Former German chancellor Gerhard Schröder will leave the board of directors of Russian oil giant Rosneft, the company said on Friday, following public pressure.

German ex-Chancellor Schröder leaves Rosneft board

Rosneft said that Schröder and Nord Stream 2 CEO Matthias Warnig informed the company that it was “impossible to extend their powers on the board of directors” a day after Germany stripped Schröder of official perks over ties with Russia.

Rosneft praised their “strategic vision” and “significant contribution to the international business of the company”.

“Their role in the implementation of large-scale infrastructure projects in Russia and Germany, aimed at increasing the efficiency of the Germany economy and its industry and the well-being of its citizens, is invaluable,” Rosneft added.
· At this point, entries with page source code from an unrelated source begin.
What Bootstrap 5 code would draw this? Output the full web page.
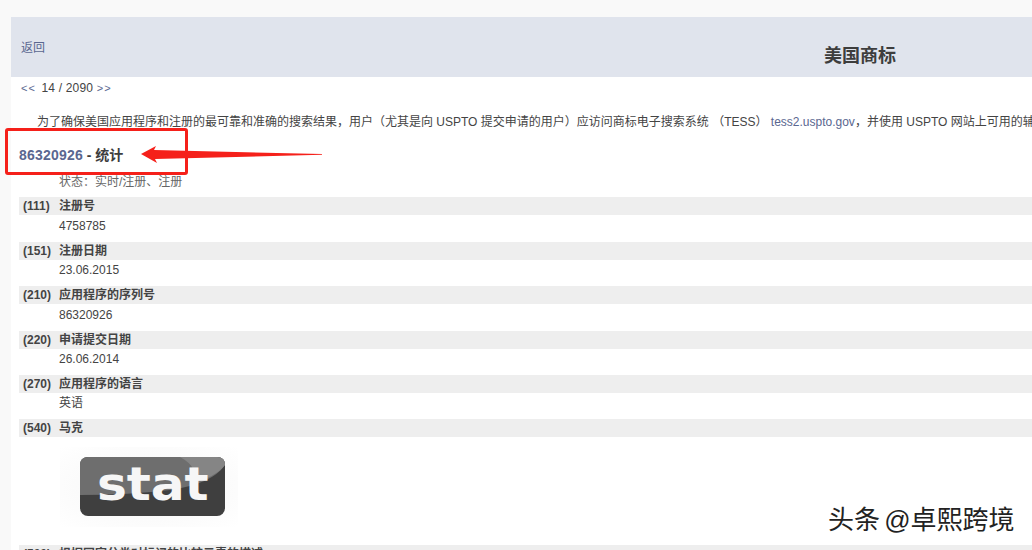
<!doctype html>
<html lang="zh"><head><meta charset="utf-8">
<title>美国商标</title>
<link href="https://cdn.jsdelivr.net/npm/bootstrap@5.3.0/dist/css/bootstrap.min.css" rel="stylesheet">
<style>
html,body{height:550px;overflow:hidden;background:#f9f9f9}
body{font:12px/18px "Liberation Sans","Noto Sans CJK SC",sans-serif;color:#444}
a{color:#5a6790;text-decoration:none}
.sheet{margin:17px 0 0 11px;background:#fff;height:533px;position:relative}
.banner{height:60px;background:#e0e4ed}
.back-link{margin:21px 0 0 10px;line-height:20px}
.banner-title{position:absolute;left:813px;top:29px;font-size:18px;line-height:20px;font-weight:700;color:#3d3d3d;white-space:nowrap}
.pager{height:21px;padding:2px 0 0 10px;line-height:18px;letter-spacing:.2px}
.pager a{font-size:11px;letter-spacing:1px;margin-right:2px}
.intro{margin:15px 0 0;padding-left:26px;white-space:nowrap;line-height:18px}
.rec-title{margin:14px 0 0 8px;font-size:14px;font-weight:700;line-height:20px;color:#3d3d3d}
.rec-title a{color:#5a6790;letter-spacing:.2px}
.rec-status{margin:8px 0 0 48px;line-height:18px;color:#666}
.rows{margin:6.2px 0 0 8px}
.rhead{height:18px;background:#eee;font-weight:700;display:flex;color:#444}
.rhead b{width:40px;padding-left:4px;flex:none}
.rval{height:26.45px;padding:1.5px 0 0 40px;line-height:18px}
.markbox{height:108px;padding:10px 0 0 41px}
.markglow{width:178px;height:80px;padding:10px 0 0 20px;background:radial-gradient(ellipse at center,#f6f6f6 0,#fcfcfc 70%,#fff 100%)}
.stat-logo{display:block}
.stat-word{font:700 42px "DejaVu Sans",sans-serif;fill:#f6f6f6}
.redbox{position:absolute;left:-6px;top:111px;width:183px;height:47px;border:3px solid #f5201a;border-radius:3px}
.arrow{position:absolute;left:130px;top:128px}
.wmark{position:absolute;left:817px;top:488px;font-size:26px;line-height:30px;color:#222;white-space:nowrap;word-spacing:-3px;text-shadow:1px 1px 0 #fff,-1px 0 0 #fff}
</style></head>
<body>
<div class="sheet">
  <div class="banner d-flex">
    <a class="back-link" href="#">返回</a>
    <div class="banner-title">美国商标</div>
  </div>
  <div class="pager"><a href="#">&lt;&lt;</a> 14 / 2090 <a href="#">&gt;&gt;</a></div>
  <p class="intro">为了确保美国应用程序和注册的最可靠和准确的搜索结果，用户（尤其是向 USPTO 提交申请的用户）应访问商标电子搜索系统 （TESS） <a href="#">tess2.uspto.gov</a>，并使用 USPTO 网站上可用的辅助工具进行检索。</p>
  <div class="rec-title"><a href="#">86320926</a> - 统计</div>
  <div class="rec-status">状态：实时/注册、注册</div>
  <div class="rows">
    <div class="rhead"><b>(111)</b><span>注册号</span></div><div class="rval">4758785</div>
    <div class="rhead"><b>(151)</b><span>注册日期</span></div><div class="rval">23.06.2015</div>
    <div class="rhead"><b>(210)</b><span>应用程序的序列号</span></div><div class="rval">86320926</div>
    <div class="rhead"><b>(220)</b><span>申请提交日期</span></div><div class="rval">26.06.2014</div>
    <div class="rhead"><b>(270)</b><span>应用程序的语言</span></div><div class="rval">英语</div>
    <div class="rhead"><b>(540)</b><span>马克</span></div>
    <div class="markbox"><div class="markglow">
      <svg class="stat-logo" width="145" height="60" viewBox="0 0 145 60">
        <rect x="0" y="0" width="145" height="59" rx="8" fill="#3f3f3f"/>
        <path d="M8 0H137Q145 0 145 8V8Q132 27 90 33Q50 38 0 38V8Q0 0 8 0Z" fill="#6e6e6e"/>
        <path d="M100 0H137Q145 0 145 8V8Q136 20 110 27Q122 12 100 0Z" fill="#858585"/>
        <text class="stat-word" transform="translate(17 43) scale(1.2 1.08)" textLength="93">stat</text>
      </svg>
    </div></div>
    <div class="rhead"><b>(500)</b><span>根据国家分类对标记的比较元素的描述</span></div>
  </div>
  <div class="redbox"></div>
  <svg class="arrow" width="182" height="20" viewBox="0 0 182 20"><path d="M0 9 L15 1 L13 5 L181 9 L181 9.7 L14 14 L16 18 Z" fill="#f5201a"/></svg>
  <div class="wmark">头条 @卓熙跨境</div>
</div>
<script src="https://cdn.jsdelivr.net/npm/bootstrap@5.3.0/dist/js/bootstrap.bundle.min.js"></script>
</body></html>
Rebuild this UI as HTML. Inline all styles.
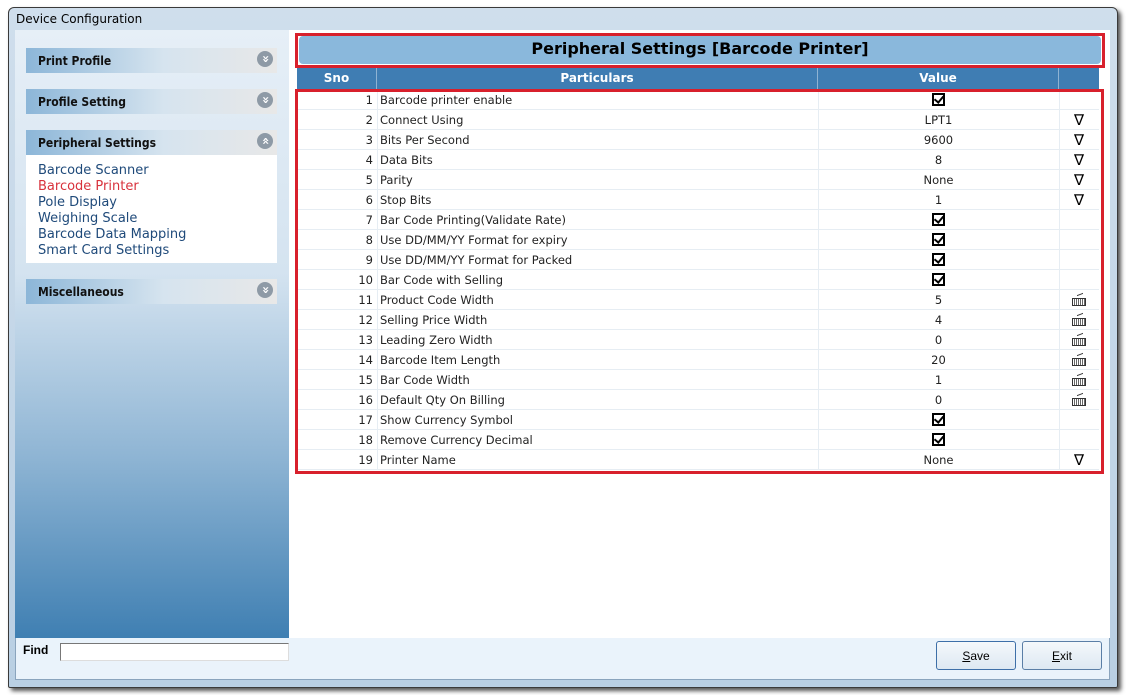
<!DOCTYPE html>
<html><head><meta charset="utf-8"><style>
*{margin:0;padding:0;box-sizing:border-box}
body{width:1131px;height:695px;background:#fff;position:relative;overflow:hidden;font-family:"DejaVu Sans","Liberation Sans",sans-serif}
.win{position:absolute;left:8px;top:7px;width:1110px;height:681px;background:linear-gradient(#cfdeec,#b9cfe3);border:1px solid #3a3a3a;border-radius:6px 6px 2px 2px;box-shadow:3px 3px 4px #555}
.title{position:absolute;left:16px;top:12px;font:12px "DejaVu Sans",sans-serif;color:#000}
.inner{position:absolute;left:15px;top:30px;width:1095px;height:650px;background:#eaf3fb;border:1px solid #8aa4bd}
.left{position:absolute;left:15px;top:30px;width:274px;height:608px;background:linear-gradient(#e6eff7 0%,#d4e3f0 40%,#8fb5d4 70%,#3f7fb2 100%)}
.right{position:absolute;left:289px;top:30px;width:821px;height:608px;background:#fff}
.hd{position:absolute;left:26px;width:251px;height:25px;background:linear-gradient(90deg,#8cb6d8,#d6e4ef 55%,#e8e8e8);font:bold 12px "DejaVu Sans Condensed","DejaVu Sans",sans-serif;color:#111;padding:6px 0 0 12px}
.hd i{position:absolute;right:4px;top:3px;width:16px;height:16px;border-radius:50%;background:#8e9aa6;color:#fff;font:bold 12px "DejaVu Sans",sans-serif;font-style:normal;text-align:center;line-height:15px;transform:rotate(90deg)}
.list{position:absolute;left:26px;top:155px;width:251px;height:108px;background:#fff;padding:8px 0 0 12px;font:13px "DejaVu Sans",sans-serif;color:#1f4a7a;line-height:16px}
.rb{position:absolute;border:3px solid #d8202c}
.gt{position:absolute;left:299px;top:36px;width:802px;height:28px;background:#8ab8dc;border-radius:4px;font:bold 16px "DejaVu Sans",sans-serif;text-align:center;line-height:26px;color:#000}
.gh{position:absolute;left:297px;top:68px;width:802px;height:21px;background:#3f7db3;color:#fff;font:bold 12px "DejaVu Sans",sans-serif}
.gh div{position:absolute;top:0;height:21px;line-height:21px;text-align:center;border-right:1px solid #8fb3d3}
.rows{position:absolute;left:297px;top:90px;width:802px}
.r{height:20px;border-bottom:1px solid #e6edf3;position:relative;font:11.5px "DejaVu Sans",sans-serif;color:#222;line-height:20px}
.r span{position:absolute;top:0}
.sn{left:0;width:76px;text-align:right}
.pt{left:83px}
.vl{left:521px;width:241px;text-align:center}
.ic{left:762px;width:40px;text-align:center;font-size:15px;color:#000}
.kb{display:inline-block;width:14px;height:8px;border:1px solid #333;background:repeating-linear-gradient(90deg,#fff 0 1px,#666 1px 2px);vertical-align:-1px;position:relative}
.kb:before{content:"";position:absolute;left:4px;top:-5px;width:6px;height:3px;border-top:1px solid #333;transform:skewY(-20deg)}
.cv{position:absolute;left:521px;width:1px;top:0;bottom:0;background:#e6edf3}
.cv2{position:absolute;left:762px;width:1px;top:0;bottom:0;background:#e6edf3}
.cv0{position:absolute;left:80px;width:1px;top:0;bottom:0;background:#e6edf3}
.cb{display:inline-block;width:13px;height:13px;border:2px solid #000;vertical-align:-2px;position:relative}
.cb:after{content:"";position:absolute;left:2px;top:-1px;width:4px;height:7px;border:solid #000;border-width:0 2px 2px 0;transform:rotate(40deg)}
.btn{position:absolute;top:641px;width:80px;height:29px;border:1px solid #5a7ea6;border-radius:3px;background:linear-gradient(#f4f8fb,#dde8f2);font:12px "Liberation Sans Narrow","Liberation Sans",sans-serif;text-align:center;line-height:28px}
</style></head><body>
<div class="win"></div>
<div class="title">Device Configuration</div>
<div class="inner"></div>
<div class="left"></div>
<div class="right"></div>
<div class="hd" style="top:48px">Print Profile<i>»</i></div>
<div class="hd" style="top:89px">Profile Setting<i>»</i></div>
<div class="hd" style="top:130px">Peripheral Settings<i>«</i></div>
<div class="list">Barcode Scanner<br><span style="color:#d8323c">Barcode Printer</span><br>Pole Display<br>Weighing Scale<br>Barcode Data Mapping<br>Smart Card Settings</div>
<div class="hd" style="top:279px">Miscellaneous<i>»</i></div>
<div class="rb" style="left:295px;top:33px;width:810px;height:35px"></div>
<div class="gt">Peripheral Settings [Barcode Printer]</div>
<div class="gh"><div style="left:0;width:80px">Sno</div><div style="left:80px;width:441px">Particulars</div><div style="left:521px;width:241px">Value</div><div style="left:762px;width:40px;border:0"></div></div>
<div class="rows">
<div class="cv0"></div><div class="cv"></div><div class="cv2"></div>
<div class="r"><span class="sn">1</span><span class="pt">Barcode printer enable</span><span class="vl"><b class="cb"></b></span></div>
<div class="r"><span class="sn">2</span><span class="pt">Connect Using</span><span class="vl">LPT1</span><span class="ic">∇</span></div>
<div class="r"><span class="sn">3</span><span class="pt">Bits Per Second</span><span class="vl">9600</span><span class="ic">∇</span></div>
<div class="r"><span class="sn">4</span><span class="pt">Data Bits</span><span class="vl">8</span><span class="ic">∇</span></div>
<div class="r"><span class="sn">5</span><span class="pt">Parity</span><span class="vl">None</span><span class="ic">∇</span></div>
<div class="r"><span class="sn">6</span><span class="pt">Stop Bits</span><span class="vl">1</span><span class="ic">∇</span></div>
<div class="r"><span class="sn">7</span><span class="pt">Bar Code Printing(Validate Rate)</span><span class="vl"><b class="cb"></b></span></div>
<div class="r"><span class="sn">8</span><span class="pt">Use DD/MM/YY Format for expiry</span><span class="vl"><b class="cb"></b></span></div>
<div class="r"><span class="sn">9</span><span class="pt">Use DD/MM/YY Format for Packed</span><span class="vl"><b class="cb"></b></span></div>
<div class="r"><span class="sn">10</span><span class="pt">Bar Code with Selling</span><span class="vl"><b class="cb"></b></span></div>
<div class="r"><span class="sn">11</span><span class="pt">Product Code Width</span><span class="vl">5</span><span class="ic"><b class="kb"></b></span></div>
<div class="r"><span class="sn">12</span><span class="pt">Selling Price Width</span><span class="vl">4</span><span class="ic"><b class="kb"></b></span></div>
<div class="r"><span class="sn">13</span><span class="pt">Leading Zero Width</span><span class="vl">0</span><span class="ic"><b class="kb"></b></span></div>
<div class="r"><span class="sn">14</span><span class="pt">Barcode Item Length</span><span class="vl">20</span><span class="ic"><b class="kb"></b></span></div>
<div class="r"><span class="sn">15</span><span class="pt">Bar Code Width</span><span class="vl">1</span><span class="ic"><b class="kb"></b></span></div>
<div class="r"><span class="sn">16</span><span class="pt">Default Qty On Billing</span><span class="vl">0</span><span class="ic"><b class="kb"></b></span></div>
<div class="r"><span class="sn">17</span><span class="pt">Show Currency Symbol</span><span class="vl"><b class="cb"></b></span></div>
<div class="r"><span class="sn">18</span><span class="pt">Remove Currency Decimal</span><span class="vl"><b class="cb"></b></span></div>
<div class="r"><span class="sn">19</span><span class="pt">Printer Name</span><span class="vl">None</span><span class="ic">∇</span></div>
</div>
<div class="rb" style="left:295px;top:89px;width:809px;height:385px"></div>
<div style="position:absolute;left:23px;top:643px;font:bold 12px 'Liberation Sans Narrow','Liberation Sans',sans-serif">Find</div>
<div style="position:absolute;left:60px;top:643px;width:229px;height:18px;background:#fff;border:1px solid #777;border-right-color:#ddd;border-bottom-color:#ddd"></div>
<div class="btn" style="left:936px;border-color:#3d6fa8"><u>S</u>ave</div>
<div class="btn" style="left:1022px"><u>E</u>xit</div>
</body></html>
READ ALSO: Germany strips Schröder of official perks over links to Russia

Schröder, who was Germany’s leader from 1998 to 2005, had been slammed for refusing to quit his posts with Russian energy giants Rosneft and Gazprom following Russia’s war in Ukraine.

The German Bundestag’s decision to strip Schröder of an office and paid staff on Thursday came after a long effort to get him to turn his back on President Vladimir Putin. 

“The coalition parliamentary groups have drawn consequences from the behaviour of former chancellor and lobbyist Gerhard Schröder in view of the Russian invasion of Ukraine,” the parliament decided.

“The office of the former chancellor shall be suspended,” it said, noting that Schröder “no longer upholds the continuing obligations of his office”.

The cost of Schröder’s office and employees was estimated to cost taxpayers around €400,000 per year. 

EU lawmakers separately called in a non-binding resolution on the bloc to slap sanctions on Schröder and other Europeans who refuse to give up lucrative board seats at Russian companies.

Schröder, 78, is due to join the supervisory board of gas giant Gazprom in June.